Register is not a synonym for the servicescape, the atmospherics, or the brand. It is the setting a servicescape is held at, the dosed level Kotler’s atmospherics produce, the working baseline a Place-Identity is read against. Where these terms are used loosely in the trade, the precise move is to ask which one the speaker means: the substrate, the felt result, the identity, or the calibrated level. Register names the calibrated level.

A held register can be a trap. A property that calibrates a register it cannot operationally sustain (a hush its staffing breaks at the front desk, a material grammar its climate cannot maintain) has crossed into Manufactured Authenticity. And a register driven past its own tolerance, with every channel turned up at once, becomes Sensory Overload. The concept names both the baseline and its ceiling; the failures live at the edges of what the operator can actually hold.

Sources

  • M. A. K. Halliday, Language as Social Semiotic: The Social Interpretation of Language and Meaning (Edward Arnold, 1978). The source of the sociolinguistic sense of register: language variety selected by field, tenor, and mode. Its multi-channel logic is the closest extant theory that transposes to environmental design.
  • Mary Jo Bitner, “Servicescapes: The Impact of Physical Surroundings on Customers and Employees,” Journal of Marketing (April 1992), Vol. 56, No. 2, pp. 57–71. The three-dimensional model of the substrate a register is held against; ambient conditions, spatial layout, and signs and symbols are the channels the register calibrates.
  • Albert Mehrabian and James A. Russell, An Approach to Environmental Psychology (MIT Press, 1974).
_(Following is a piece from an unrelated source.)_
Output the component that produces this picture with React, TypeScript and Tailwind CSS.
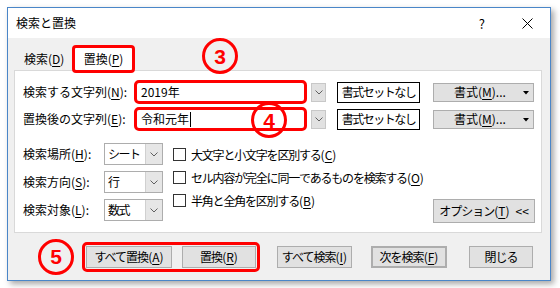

The pleasure-arousal-dominance framework that explains why a body reads a room’s baseline as a single affective level before parsing any of its parts.
  • Philip Kotler, “Atmospherics as a Marketing Tool,” Journal of Retailing (Winter 1973–1974), Vol. 49, No. 4, pp. 48–64. The earlier naming of the felt result a register produces, useful precisely for marking the boundary: atmospherics is the effect; register is the calibrated level that yields it.